***** MATERIAL PROVIDED
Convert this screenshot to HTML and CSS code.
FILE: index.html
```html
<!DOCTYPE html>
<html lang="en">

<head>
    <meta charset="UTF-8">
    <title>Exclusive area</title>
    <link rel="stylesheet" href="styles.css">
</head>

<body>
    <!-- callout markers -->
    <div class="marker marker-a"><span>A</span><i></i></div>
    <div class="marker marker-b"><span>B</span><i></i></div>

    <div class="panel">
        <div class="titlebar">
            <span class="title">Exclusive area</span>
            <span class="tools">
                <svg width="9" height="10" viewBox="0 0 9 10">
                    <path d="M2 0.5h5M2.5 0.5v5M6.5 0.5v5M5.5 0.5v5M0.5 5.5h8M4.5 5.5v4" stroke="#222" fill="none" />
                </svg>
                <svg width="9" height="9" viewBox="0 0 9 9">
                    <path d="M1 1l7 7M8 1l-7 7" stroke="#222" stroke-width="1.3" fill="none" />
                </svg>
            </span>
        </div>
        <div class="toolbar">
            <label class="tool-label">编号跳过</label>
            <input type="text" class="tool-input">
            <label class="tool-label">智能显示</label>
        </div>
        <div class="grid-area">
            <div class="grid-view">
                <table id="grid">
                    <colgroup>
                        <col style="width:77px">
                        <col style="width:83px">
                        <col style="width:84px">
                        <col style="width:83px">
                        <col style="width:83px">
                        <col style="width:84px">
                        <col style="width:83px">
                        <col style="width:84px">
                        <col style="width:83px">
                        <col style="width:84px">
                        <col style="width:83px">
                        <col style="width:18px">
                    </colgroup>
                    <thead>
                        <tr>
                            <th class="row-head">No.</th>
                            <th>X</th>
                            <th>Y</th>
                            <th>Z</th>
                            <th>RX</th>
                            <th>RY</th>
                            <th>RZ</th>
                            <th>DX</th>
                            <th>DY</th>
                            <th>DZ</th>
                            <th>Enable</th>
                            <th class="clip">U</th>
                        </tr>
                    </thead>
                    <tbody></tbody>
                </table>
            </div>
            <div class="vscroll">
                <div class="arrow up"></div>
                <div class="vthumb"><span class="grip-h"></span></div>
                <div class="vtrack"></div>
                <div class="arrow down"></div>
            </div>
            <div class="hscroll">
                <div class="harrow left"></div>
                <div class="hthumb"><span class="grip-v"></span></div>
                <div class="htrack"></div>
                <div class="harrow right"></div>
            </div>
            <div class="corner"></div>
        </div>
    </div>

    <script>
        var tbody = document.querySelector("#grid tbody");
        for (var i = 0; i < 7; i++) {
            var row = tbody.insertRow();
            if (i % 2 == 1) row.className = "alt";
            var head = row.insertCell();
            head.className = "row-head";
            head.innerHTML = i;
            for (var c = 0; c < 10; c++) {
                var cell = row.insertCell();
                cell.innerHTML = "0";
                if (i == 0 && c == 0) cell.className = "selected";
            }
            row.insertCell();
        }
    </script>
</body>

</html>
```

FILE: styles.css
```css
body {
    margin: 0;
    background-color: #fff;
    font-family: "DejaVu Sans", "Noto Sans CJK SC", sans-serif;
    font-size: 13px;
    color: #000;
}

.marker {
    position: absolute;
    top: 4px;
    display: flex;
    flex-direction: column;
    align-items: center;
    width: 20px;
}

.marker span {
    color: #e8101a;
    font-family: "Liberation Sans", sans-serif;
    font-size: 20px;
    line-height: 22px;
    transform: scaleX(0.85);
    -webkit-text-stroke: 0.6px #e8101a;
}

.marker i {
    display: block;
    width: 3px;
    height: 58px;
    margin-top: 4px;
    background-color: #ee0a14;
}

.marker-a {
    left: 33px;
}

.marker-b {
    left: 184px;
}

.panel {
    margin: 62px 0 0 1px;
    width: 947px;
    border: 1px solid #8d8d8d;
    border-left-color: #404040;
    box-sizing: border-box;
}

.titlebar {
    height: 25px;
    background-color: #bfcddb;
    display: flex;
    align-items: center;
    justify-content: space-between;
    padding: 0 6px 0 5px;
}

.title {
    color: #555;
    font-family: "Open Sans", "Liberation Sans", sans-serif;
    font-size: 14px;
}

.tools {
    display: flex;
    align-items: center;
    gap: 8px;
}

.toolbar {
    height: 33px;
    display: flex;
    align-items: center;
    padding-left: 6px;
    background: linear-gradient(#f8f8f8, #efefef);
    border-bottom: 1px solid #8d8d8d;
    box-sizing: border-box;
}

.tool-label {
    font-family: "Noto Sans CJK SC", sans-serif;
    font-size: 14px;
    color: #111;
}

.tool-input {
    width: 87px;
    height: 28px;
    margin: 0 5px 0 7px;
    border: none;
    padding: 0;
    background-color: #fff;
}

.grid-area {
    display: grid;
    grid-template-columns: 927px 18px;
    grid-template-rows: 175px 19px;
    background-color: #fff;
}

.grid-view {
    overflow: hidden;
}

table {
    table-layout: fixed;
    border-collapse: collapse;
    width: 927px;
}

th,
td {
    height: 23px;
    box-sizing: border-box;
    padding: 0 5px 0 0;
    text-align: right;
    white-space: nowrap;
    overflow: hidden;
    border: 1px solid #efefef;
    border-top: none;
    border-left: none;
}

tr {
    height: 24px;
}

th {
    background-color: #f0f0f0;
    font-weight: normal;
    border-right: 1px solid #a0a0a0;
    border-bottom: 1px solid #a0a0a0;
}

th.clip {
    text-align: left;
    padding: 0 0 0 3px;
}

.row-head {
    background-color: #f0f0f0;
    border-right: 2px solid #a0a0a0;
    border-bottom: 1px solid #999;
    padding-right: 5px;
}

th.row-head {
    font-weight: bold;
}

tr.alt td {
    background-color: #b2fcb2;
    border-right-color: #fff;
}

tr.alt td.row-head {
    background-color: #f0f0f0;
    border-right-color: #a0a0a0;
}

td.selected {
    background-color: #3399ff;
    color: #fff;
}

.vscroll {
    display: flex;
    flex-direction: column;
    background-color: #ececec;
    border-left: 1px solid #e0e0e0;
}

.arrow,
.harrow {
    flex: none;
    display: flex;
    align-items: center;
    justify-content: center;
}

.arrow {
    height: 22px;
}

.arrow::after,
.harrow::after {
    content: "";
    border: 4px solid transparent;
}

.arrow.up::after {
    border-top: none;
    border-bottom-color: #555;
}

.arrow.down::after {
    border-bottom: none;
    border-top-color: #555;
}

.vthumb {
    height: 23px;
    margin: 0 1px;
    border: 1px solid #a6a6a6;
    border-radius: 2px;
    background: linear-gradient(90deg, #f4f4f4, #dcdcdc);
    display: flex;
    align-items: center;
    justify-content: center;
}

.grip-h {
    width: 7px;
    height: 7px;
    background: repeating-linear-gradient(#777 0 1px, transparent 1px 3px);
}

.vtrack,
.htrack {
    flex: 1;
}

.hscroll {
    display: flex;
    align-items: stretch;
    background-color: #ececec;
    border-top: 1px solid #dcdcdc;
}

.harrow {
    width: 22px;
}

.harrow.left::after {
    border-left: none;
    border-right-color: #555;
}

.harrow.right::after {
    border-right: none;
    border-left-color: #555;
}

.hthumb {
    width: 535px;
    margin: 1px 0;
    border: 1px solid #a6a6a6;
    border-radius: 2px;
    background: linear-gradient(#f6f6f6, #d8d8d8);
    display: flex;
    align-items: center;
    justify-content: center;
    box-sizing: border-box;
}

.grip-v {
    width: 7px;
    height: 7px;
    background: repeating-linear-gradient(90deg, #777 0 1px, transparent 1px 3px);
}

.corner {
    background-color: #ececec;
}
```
**********
### EXERCISE GOAL
Copy each line of the data exactly, leaving nothing out.

### IN RESPONSE
Convert this screenshot to HTML and CSS code.
FILE: index.html
```html
<!DOCTYPE html>
<html lang="en">

<head>
    <meta charset="UTF-8">
    <title>Exclusive area</title>
    <link rel="stylesheet" href="styles.css">
</head>

<body>
    <!-- callout markers -->
    <div class="marker marker-a"><span>A</span><i></i></div>
    <div class="marker marker-b"><span>B</span><i></i></div>

    <div class="panel">
        <div class="titlebar">
            <span class="title">Exclusive area</span>
            <span class="tools">
                <svg width="9" height="10" viewBox="0 0 9 10">
                    <path d="M2 0.5h5M2.5 0.5v5M6.5 0.5v5M5.5 0.5v5M0.5 5.5h8M4.5 5.5v4" stroke="#222" fill="none" />
                </svg>
                <svg width="9" height="9" viewBox="0 0 9 9">
                    <path d="M1 1l7 7M8 1l-7 7" stroke="#222" stroke-width="1.3" fill="none" />
                </svg>
            </span>
        </div>
        <div class="toolbar">
            <label class="tool-label">编号跳过</label>
            <input type="text" class="tool-input">
            <label class="tool-label">智能显示</label>
        </div>
        <div class="grid-area">
            <div class="grid-view">
                <table id="grid">
                    <colgroup>
                        <col style="width:77px">
                        <col style="width:83px">
                        <col style="width:84px">
                        <col style="width:83px">
                        <col style="width:83px">
                        <col style="width:84px">
                        <col style="width:83px">
                        <col style="width:84px">
                        <col style="width:83px">
                        <col style="width:84px">
                        <col style="width:83px">
                        <col style="width:18px">
                    </colgroup>
                    <thead>
                        <tr>
                            <th class="row-head">No.</th>
                            <th>X</th>
                            <th>Y</th>
                            <th>Z</th>
                            <th>RX</th>
                            <th>RY</th>
                            <th>RZ</th>
                            <th>DX</th>
                            <th>DY</th>
                            <th>DZ</th>
                            <th>Enable</th>
                            <th class="clip">U</th>
                        </tr>
                    </thead>
                    <tbody></tbody>
                </table>
            </div>
            <div class="vscroll">
                <div class="arrow up"></div>
                <div class="vthumb"><span class="grip-h"></span></div>
                <div class="vtrack"></div>
                <div class="arrow down"></div>
            </div>
            <div class="hscroll">
                <div class="harrow left"></div>
                <div class="hthumb"><span class="grip-v"></span></div>
                <div class="htrack"></div>
                <div class="harrow right"></div>
            </div>
            <div class="corner"></div>
        </div>
    </div>

    <script>
        var tbody = document.querySelector("#grid tbody");
        for (var i = 0; i < 7; i++) {
            var row = tbody.insertRow();
            if (i % 2 == 1) row.className = "alt";
            var head = row.insertCell();
            head.className = "row-head";
            head.innerHTML = i;
            for (var c = 0; c < 10; c++) {
                var cell = row.insertCell();
                cell.innerHTML = "0";
                if (i == 0 && c == 0) cell.className = "selected";
            }
            row.insertCell();
        }
    </script>
</body>

</html>
```

FILE: styles.css
```css
body {
    margin: 0;
    background-color: #fff;
    font-family: "DejaVu Sans", "Noto Sans CJK SC", sans-serif;
    font-size: 13px;
    color: #000;
}

.marker {
    position: absolute;
    top: 4px;
    display: flex;
    flex-direction: column;
    align-items: center;
    width: 20px;
}

.marker span {
    color: #e8101a;
    font-family: "Liberation Sans", sans-serif;
    font-size: 20px;
    line-height: 22px;
    transform: scaleX(0.85);
    -webkit-text-stroke: 0.6px #e8101a;
}

.marker i {
    display: block;
    width: 3px;
    height: 58px;
    margin-top: 4px;
    background-color: #ee0a14;
}

.marker-a {
    left: 33px;
}

.marker-b {
    left: 184px;
}

.panel {
    margin: 62px 0 0 1px;
    width: 947px;
    border: 1px solid #8d8d8d;
    border-left-color: #404040;
    box-sizing: border-box;
}

.titlebar {
    height: 25px;
    background-color: #bfcddb;
    display: flex;
    align-items: center;
    justify-content: space-between;
    padding: 0 6px 0 5px;
}

.title {
    color: #555;
    font-family: "Open Sans", "Liberation Sans", sans-serif;
    font-size: 14px;
}

.tools {
    display: flex;
    align-items: center;
    gap: 8px;
}

.toolbar {
    height: 33px;
    display: flex;
    align-items: center;
    padding-left: 6px;
    background: linear-gradient(#f8f8f8, #efefef);
    border-bottom: 1px solid #8d8d8d;
    box-sizing: border-box;
}

.tool-label {
    font-family: "Noto Sans CJK SC", sans-serif;
    font-size: 14px;
    color: #111;
}

.tool-input {
    width: 87px;
    height: 28px;
    margin: 0 5px 0 7px;
    border: none;
    padding: 0;
    background-color: #fff;
}

.grid-area {
    display: grid;
    grid-template-columns: 927px 18px;
    grid-template-rows: 175px 19px;
    background-color: #fff;
}

.grid-view {
    overflow: hidden;
}

table {
    table-layout: fixed;
    border-collapse: collapse;
    width: 927px;
}

th,
td {
    height: 23px;
    box-sizing: border-box;
    padding: 0 5px 0 0;
    text-align: right;
    white-space: nowrap;
    overflow: hidden;
    border: 1px solid #efefef;
    border-top: none;
    border-left: none;
}

tr {
    height: 24px;
}

th {
    background-color: #f0f0f0;
    font-weight: normal;
    border-right: 1px solid #a0a0a0;
    border-bottom: 1px solid #a0a0a0;
}

th.clip {
    text-align: left;
    padding: 0 0 0 3px;
}

.row-head {
    background-color: #f0f0f0;
    border-right: 2px solid #a0a0a0;
    border-bottom: 1px solid #999;
    padding-right: 5px;
}

th.row-head {
    font-weight: bold;
}

tr.alt td {
    background-color: #b2fcb2;
    border-right-color: #fff;
}

tr.alt td.row-head {
    background-color: #f0f0f0;
    border-right-color: #a0a0a0;
}

td.selected {
    background-color: #3399ff;
    color: #fff;
}

.vscroll {
    display: flex;
    flex-direction: column;
    background-color: #ececec;
    border-left: 1px solid #e0e0e0;
}

.arrow,
.harrow {
    flex: none;
    display: flex;
    align-items: center;
    justify-content: center;
}

.arrow {
    height: 22px;
}

.arrow::after,
.harrow::after {
    content: "";
    border: 4px solid transparent;
}

.arrow.up::after {
    border-top: none;
    border-bottom-color: #555;
}

.arrow.down::after {
    border-bottom: none;
    border-top-color: #555;
}

.vthumb {
    height: 23px;
    margin: 0 1px;
    border: 1px solid #a6a6a6;
    border-radius: 2px;
    background: linear-gradient(90deg, #f4f4f4, #dcdcdc);
    display: flex;
    align-items: center;
    justify-content: center;
}

.grip-h {
    width: 7px;
    height: 7px;
    background: repeating-linear-gradient(#777 0 1px, transparent 1px 3px);
}

.vtrack,
.htrack {
    flex: 1;
}

.hscroll {
    display: flex;
    align-items: stretch;
    background-color: #ececec;
    border-top: 1px solid #dcdcdc;
}

.harrow {
    width: 22px;
}

.harrow.left::after {
    border-left: none;
    border-right-color: #555;
}

.harrow.right::after {
    border-right: none;
    border-left-color: #555;
}

.hthumb {
    width: 535px;
    margin: 1px 0;
    border: 1px solid #a6a6a6;
    border-radius: 2px;
    background: linear-gradient(#f6f6f6, #d8d8d8);
    display: flex;
    align-items: center;
    justify-content: center;
    box-sizing: border-box;
}

.grip-v {
    width: 7px;
    height: 7px;
    background: repeating-linear-gradient(90deg, #777 0 1px, transparent 1px 3px);
}

.corner {
    background-color: #ececec;
}
```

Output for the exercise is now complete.